DAP’s Blend Sticks are basically crayons with a grown-up price. They’re colored wax you’re instructed to rub on
"nail holes, scratches, and other minor blemishes in finished wood surfaces… ideal for wood and simulated wood surfaces such as paneling, woodwork, molding, furniture, and cabinets."
I’m here to tell you that the advertising copy is an overstatement.
Instead of coming to a point like a Crayola, a DAP Dark Wood Blend Stick Wood Filler has a teardrop cross-section. One edge is sharp, the rest of the stick is round. This way you are can "feather" the wax if you need to blend two or more sticks for a better color match. DAP sells Blend Sticks in many different shades - light oak, dark oak, light walnut, dark walnut, cherry, maple, and other woods, plus plain black and white. The instructions tell you to fill in blemishes with a blend stick or combination of blend sticks, and voila! problem solved.
I've tried to use my Blend Sticks for several problems, during which I figured out that Blend Sticks are essentially worthless on furniture. If you have a scratch on a table top or the like, the “repair” soon smears and rubs out, leaving the old blemish intact. Where it does work pretty well is on paneling, molding and other wood that isn’t varnished or lacquered. If there are shallow scratches don’t go all the way through the finish, the product is basically useless. You get better results with a heavy coat or two of furniture wax.

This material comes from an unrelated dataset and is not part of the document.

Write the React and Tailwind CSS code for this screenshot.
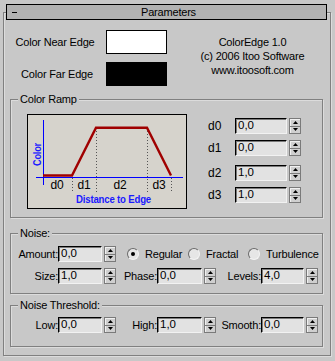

Where furniture has small chips and scratches, I’ve gotten better results with felt-tip pens in various wood colors. Sometimes you have to blend them to get a good color match. Once you’ve used the pens, seal the surface with a good paste wax or even some clear nail polish, though you'll then have to smooth the surface with extra-fine sandpaper or steel wool and put on a heavy coat of wax. When it comes to furniture repairs using DAP Blend Sticks, good luck: you're on your own!